Exercise brief:
Quote every line below exactly and skip any picture.

Data extract:
==================================================
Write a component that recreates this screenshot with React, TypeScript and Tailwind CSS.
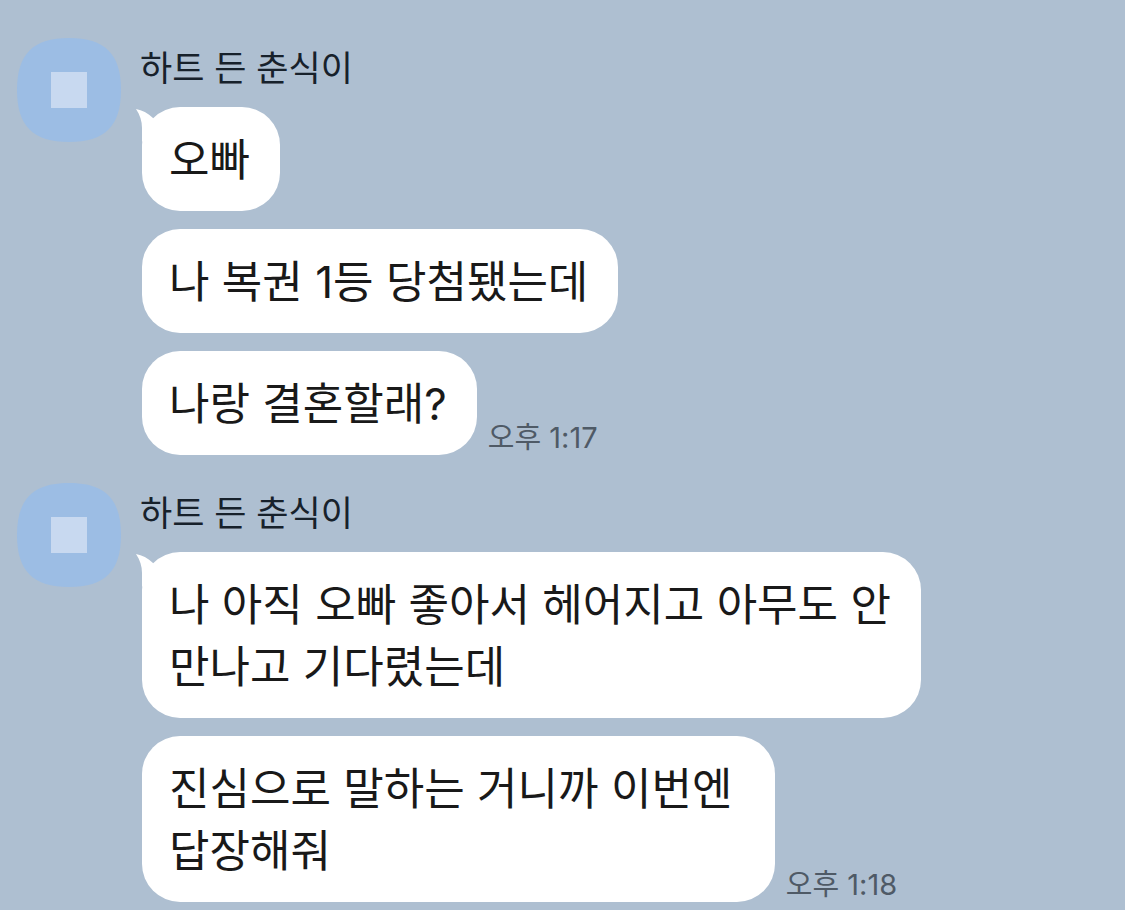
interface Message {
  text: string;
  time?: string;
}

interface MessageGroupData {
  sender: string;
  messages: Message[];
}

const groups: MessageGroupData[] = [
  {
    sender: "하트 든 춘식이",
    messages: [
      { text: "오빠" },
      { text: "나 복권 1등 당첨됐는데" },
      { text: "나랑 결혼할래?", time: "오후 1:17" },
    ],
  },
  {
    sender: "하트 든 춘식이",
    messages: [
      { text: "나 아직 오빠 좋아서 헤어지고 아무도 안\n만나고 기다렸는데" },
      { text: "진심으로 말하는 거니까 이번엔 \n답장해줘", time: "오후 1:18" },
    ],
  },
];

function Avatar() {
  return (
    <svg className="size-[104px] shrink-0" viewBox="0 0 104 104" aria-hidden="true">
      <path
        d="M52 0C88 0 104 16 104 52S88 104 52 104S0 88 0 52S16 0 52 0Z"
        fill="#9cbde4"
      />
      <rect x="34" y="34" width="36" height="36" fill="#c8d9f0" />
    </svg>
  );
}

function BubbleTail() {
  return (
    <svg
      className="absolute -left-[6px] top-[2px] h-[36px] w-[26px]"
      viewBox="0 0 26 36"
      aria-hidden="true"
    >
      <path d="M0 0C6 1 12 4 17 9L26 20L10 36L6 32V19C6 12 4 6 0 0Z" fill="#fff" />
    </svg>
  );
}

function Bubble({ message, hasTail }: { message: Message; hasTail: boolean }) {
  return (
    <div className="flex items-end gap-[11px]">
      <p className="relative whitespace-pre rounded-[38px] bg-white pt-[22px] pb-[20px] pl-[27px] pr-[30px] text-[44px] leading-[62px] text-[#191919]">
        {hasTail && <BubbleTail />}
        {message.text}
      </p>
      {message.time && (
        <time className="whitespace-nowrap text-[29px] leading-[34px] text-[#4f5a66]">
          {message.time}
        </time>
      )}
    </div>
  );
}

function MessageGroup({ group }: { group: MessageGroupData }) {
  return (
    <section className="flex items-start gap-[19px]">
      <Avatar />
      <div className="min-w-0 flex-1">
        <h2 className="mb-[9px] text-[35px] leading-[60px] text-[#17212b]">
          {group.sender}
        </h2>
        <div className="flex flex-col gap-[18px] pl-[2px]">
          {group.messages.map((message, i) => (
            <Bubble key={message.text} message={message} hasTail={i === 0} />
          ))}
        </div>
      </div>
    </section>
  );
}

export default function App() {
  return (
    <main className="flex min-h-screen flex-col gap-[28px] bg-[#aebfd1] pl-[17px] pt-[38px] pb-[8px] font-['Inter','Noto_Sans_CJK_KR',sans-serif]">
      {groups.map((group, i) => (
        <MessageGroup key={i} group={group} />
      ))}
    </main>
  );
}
==================================================
Task solution:
Write a component that recreates this screenshot with React, TypeScript and Tailwind CSS.
interface Message {
  text: string;
  time?: string;
}

interface MessageGroupData {
  sender: string;
  messages: Message[];
}

const groups: MessageGroupData[] = [
  {
    sender: "하트 든 춘식이",
    messages: [
      { text: "오빠" },
      { text: "나 복권 1등 당첨됐는데" },
      { text: "나랑 결혼할래?", time: "오후 1:17" },
    ],
  },
  {
    sender: "하트 든 춘식이",
    messages: [
      { text: "나 아직 오빠 좋아서 헤어지고 아무도 안\n만나고 기다렸는데" },
      { text: "진심으로 말하는 거니까 이번엔 \n답장해줘", time: "오후 1:18" },
    ],
  },
];

function Avatar() {
  return (
    <svg className="size-[104px] shrink-0" viewBox="0 0 104 104" aria-hidden="true">
      <path
        d="M52 0C88 0 104 16 104 52S88 104 52 104S0 88 0 52S16 0 52 0Z"
        fill="#9cbde4"
      />
      <rect x="34" y="34" width="36" height="36" fill="#c8d9f0" />
    </svg>
  );
}

function BubbleTail() {
  return (
    <svg
      className="absolute -left-[6px] top-[2px] h-[36px] w-[26px]"
      viewBox="0 0 26 36"
      aria-hidden="true"
    >
      <path d="M0 0C6 1 12 4 17 9L26 20L10 36L6 32V19C6 12 4 6 0 0Z" fill="#fff" />
    </svg>
  );
}

function Bubble({ message, hasTail }: { message: Message; hasTail: boolean }) {
  return (
    <div className="flex items-end gap-[11px]">
      <p className="relative whitespace-pre rounded-[38px] bg-white pt-[22px] pb-[20px] pl-[27px] pr-[30px] text-[44px] leading-[62px] text-[#191919]">
        {hasTail && <BubbleTail />}
        {message.text}
      </p>
      {message.time && (
        <time className="whitespace-nowrap text-[29px] leading-[34px] text-[#4f5a66]">
          {message.time}
        </time>
      )}
    </div>
  );
}

function MessageGroup({ group }: { group: MessageGroupData }) {
  return (
    <section className="flex items-start gap-[19px]">
      <Avatar />
      <div className="min-w-0 flex-1">
        <h2 className="mb-[9px] text-[35px] leading-[60px] text-[#17212b]">
          {group.sender}
        </h2>
        <div className="flex flex-col gap-[18px] pl-[2px]">
          {group.messages.map((message, i) => (
            <Bubble key={message.text} message={message} hasTail={i === 0} />
          ))}
        </div>
      </div>
    </section>
  );
}

export default function App() {
  return (
    <main className="flex min-h-screen flex-col gap-[28px] bg-[#aebfd1] pl-[17px] pt-[38px] pb-[8px] font-['Inter','Noto_Sans_CJK_KR',sans-serif]">
      {groups.map((group, i) => (
        <MessageGroup key={i} group={group} />
      ))}
    </main>
  );
}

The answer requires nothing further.